___ Data records ___

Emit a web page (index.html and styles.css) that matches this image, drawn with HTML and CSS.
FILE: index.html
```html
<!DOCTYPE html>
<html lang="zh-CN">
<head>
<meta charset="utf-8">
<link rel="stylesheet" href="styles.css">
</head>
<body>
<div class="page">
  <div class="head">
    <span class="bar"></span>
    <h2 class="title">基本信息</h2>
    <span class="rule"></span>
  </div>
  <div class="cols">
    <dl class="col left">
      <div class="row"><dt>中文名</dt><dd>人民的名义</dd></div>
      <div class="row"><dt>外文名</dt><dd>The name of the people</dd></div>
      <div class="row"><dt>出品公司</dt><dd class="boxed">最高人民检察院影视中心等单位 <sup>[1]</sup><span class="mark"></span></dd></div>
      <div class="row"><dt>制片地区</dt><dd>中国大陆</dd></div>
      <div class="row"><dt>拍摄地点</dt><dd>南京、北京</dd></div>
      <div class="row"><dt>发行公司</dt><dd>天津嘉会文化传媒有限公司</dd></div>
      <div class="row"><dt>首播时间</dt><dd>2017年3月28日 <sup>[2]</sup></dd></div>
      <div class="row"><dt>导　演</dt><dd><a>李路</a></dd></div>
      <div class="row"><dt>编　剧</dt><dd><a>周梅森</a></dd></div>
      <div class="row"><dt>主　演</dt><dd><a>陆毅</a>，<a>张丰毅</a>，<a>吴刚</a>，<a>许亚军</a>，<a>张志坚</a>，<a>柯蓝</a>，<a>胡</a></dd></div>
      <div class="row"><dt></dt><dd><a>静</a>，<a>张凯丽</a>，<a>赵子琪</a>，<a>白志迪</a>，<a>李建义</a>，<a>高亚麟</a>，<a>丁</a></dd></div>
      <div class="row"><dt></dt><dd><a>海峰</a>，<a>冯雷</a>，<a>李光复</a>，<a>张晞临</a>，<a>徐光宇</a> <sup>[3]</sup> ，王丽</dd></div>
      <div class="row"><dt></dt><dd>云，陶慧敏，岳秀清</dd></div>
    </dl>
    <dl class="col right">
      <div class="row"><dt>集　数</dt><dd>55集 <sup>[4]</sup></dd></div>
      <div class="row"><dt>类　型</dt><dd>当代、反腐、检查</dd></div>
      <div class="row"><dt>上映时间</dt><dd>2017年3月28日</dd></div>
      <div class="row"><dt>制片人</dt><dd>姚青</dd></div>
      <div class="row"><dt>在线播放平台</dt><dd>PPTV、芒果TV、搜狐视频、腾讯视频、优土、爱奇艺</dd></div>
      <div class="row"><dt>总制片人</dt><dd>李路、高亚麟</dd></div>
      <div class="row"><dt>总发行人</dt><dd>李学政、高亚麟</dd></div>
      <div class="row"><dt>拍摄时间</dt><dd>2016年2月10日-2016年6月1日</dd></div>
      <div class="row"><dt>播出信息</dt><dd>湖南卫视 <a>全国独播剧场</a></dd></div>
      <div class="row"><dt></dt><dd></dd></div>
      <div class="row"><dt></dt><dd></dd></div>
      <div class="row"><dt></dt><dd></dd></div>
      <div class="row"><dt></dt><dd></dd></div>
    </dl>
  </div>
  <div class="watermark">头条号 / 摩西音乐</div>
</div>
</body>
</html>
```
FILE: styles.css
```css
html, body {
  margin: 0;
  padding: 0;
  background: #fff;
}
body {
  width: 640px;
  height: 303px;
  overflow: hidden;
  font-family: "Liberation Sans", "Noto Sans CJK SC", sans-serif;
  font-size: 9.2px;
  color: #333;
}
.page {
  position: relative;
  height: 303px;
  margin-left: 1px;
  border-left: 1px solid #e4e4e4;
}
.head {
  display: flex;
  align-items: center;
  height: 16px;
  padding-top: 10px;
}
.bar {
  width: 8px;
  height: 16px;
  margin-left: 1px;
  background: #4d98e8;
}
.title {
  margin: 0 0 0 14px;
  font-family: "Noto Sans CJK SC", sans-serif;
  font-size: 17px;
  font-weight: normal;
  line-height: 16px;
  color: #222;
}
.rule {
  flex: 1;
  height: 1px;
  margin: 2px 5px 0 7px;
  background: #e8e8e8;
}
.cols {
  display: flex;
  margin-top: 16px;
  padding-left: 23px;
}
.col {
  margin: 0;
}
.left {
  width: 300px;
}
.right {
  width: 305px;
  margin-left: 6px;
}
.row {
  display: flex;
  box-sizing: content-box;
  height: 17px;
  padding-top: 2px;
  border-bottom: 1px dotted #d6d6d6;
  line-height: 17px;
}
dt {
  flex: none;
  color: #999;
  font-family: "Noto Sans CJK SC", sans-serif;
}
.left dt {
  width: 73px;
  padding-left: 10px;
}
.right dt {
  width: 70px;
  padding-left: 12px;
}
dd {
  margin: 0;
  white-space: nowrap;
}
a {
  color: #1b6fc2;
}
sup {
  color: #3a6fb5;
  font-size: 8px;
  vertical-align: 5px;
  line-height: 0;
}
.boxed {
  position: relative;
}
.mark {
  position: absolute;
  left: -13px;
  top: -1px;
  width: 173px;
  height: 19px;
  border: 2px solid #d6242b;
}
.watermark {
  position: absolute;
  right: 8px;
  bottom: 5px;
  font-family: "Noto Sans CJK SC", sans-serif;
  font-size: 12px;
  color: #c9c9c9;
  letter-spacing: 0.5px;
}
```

___
___ Data records ___

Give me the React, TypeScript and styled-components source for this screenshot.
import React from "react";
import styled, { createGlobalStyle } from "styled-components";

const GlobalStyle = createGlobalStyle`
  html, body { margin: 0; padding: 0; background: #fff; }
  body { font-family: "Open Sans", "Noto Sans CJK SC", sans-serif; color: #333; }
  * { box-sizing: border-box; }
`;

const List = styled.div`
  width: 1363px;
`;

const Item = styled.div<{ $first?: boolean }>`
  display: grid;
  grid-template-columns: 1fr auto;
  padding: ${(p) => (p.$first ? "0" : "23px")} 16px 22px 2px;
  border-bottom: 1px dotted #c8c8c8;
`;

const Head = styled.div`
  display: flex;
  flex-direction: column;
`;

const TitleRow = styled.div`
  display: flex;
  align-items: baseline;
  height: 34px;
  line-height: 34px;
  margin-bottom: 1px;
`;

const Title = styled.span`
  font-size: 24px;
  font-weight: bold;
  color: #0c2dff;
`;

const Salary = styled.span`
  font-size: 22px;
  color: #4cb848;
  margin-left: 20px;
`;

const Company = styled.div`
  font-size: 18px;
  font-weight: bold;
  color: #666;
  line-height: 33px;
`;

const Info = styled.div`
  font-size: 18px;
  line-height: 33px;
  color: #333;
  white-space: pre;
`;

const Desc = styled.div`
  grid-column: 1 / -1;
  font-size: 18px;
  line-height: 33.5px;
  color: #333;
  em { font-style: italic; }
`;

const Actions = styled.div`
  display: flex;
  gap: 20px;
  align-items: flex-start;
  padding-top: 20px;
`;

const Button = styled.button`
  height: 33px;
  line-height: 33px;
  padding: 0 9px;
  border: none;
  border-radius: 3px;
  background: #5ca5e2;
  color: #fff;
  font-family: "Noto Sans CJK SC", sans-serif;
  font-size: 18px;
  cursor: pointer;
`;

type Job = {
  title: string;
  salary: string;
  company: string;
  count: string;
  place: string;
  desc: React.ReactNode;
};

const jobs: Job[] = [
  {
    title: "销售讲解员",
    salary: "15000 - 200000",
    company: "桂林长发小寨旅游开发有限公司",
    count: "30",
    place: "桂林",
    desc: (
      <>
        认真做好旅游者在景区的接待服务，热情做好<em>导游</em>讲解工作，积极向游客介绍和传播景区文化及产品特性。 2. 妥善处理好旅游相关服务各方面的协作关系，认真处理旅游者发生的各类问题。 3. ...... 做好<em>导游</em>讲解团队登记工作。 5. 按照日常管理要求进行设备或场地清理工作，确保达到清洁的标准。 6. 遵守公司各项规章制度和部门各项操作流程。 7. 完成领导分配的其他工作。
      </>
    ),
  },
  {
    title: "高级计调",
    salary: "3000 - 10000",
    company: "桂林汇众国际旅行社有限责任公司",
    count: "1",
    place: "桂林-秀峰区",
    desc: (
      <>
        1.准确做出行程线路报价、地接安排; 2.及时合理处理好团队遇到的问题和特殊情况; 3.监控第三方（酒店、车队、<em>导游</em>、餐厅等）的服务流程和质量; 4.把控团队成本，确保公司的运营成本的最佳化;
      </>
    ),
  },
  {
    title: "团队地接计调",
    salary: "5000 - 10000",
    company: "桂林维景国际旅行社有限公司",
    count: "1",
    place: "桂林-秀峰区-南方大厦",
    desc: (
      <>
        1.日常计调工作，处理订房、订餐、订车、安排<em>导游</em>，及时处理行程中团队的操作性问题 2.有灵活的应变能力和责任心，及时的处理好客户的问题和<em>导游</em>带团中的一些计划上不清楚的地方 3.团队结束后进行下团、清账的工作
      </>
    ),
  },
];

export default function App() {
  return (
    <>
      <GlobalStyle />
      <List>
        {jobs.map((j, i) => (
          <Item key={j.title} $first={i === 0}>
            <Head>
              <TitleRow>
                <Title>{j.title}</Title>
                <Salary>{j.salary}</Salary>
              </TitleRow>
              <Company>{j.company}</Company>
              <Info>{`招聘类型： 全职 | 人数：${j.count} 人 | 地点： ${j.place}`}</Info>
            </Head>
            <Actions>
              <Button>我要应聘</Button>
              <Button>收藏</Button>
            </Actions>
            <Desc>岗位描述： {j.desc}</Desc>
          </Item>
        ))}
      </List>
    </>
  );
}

___
___ Data records ___

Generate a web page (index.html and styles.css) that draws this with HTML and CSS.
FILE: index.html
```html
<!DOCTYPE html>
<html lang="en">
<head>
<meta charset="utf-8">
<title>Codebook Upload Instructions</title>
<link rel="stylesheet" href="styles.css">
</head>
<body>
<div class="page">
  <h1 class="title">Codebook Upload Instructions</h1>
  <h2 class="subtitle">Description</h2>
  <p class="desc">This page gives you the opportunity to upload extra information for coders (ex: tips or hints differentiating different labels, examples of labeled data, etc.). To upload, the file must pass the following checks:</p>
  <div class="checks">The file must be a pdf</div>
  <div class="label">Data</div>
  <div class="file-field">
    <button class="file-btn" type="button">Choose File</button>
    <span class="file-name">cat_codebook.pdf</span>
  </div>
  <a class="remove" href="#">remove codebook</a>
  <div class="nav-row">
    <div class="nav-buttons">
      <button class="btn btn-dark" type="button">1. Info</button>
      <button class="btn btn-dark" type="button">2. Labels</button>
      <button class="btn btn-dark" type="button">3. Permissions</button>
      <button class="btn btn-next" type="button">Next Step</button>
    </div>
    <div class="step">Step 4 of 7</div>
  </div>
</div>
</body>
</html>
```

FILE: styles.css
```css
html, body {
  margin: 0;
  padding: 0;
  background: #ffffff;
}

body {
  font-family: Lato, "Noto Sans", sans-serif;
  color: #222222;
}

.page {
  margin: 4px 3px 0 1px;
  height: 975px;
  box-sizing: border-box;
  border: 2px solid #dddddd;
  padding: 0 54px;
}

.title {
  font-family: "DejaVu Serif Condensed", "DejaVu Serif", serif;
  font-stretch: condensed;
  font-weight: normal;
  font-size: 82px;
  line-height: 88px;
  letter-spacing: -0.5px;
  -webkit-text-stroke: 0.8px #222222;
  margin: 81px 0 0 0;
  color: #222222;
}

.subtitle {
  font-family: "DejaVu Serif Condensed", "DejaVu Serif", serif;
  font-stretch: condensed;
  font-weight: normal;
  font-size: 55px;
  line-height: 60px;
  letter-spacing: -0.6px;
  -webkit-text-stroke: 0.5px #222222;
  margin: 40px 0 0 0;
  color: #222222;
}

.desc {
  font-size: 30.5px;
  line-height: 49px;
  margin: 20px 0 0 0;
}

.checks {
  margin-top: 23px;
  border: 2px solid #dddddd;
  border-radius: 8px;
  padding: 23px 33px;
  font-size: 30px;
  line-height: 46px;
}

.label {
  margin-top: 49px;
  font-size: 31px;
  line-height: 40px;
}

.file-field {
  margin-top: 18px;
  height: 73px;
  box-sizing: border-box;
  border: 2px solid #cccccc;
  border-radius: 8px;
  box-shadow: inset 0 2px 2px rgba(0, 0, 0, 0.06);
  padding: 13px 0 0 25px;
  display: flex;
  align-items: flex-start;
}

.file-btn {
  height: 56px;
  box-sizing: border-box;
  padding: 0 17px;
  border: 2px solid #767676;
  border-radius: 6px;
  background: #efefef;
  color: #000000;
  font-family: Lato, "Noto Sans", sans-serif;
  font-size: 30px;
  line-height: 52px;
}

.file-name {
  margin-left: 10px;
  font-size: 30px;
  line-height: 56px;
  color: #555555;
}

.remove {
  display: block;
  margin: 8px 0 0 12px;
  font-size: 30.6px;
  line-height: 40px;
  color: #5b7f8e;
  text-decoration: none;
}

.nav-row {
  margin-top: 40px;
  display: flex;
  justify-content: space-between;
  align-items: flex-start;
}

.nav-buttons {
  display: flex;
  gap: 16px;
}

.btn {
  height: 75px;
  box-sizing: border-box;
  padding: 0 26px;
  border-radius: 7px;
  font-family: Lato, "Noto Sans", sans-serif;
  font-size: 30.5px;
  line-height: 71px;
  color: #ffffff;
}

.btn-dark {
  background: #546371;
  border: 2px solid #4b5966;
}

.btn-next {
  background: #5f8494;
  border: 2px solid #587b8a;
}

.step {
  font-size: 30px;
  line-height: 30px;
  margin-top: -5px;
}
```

___

=== Exercise instructions ===
Gather all lines from the listing above in which "components" occurs.

=== The reply ===
Give me the React, TypeScript and styled-components source for this screenshot.
import styled, { createGlobalStyle } from "styled-components";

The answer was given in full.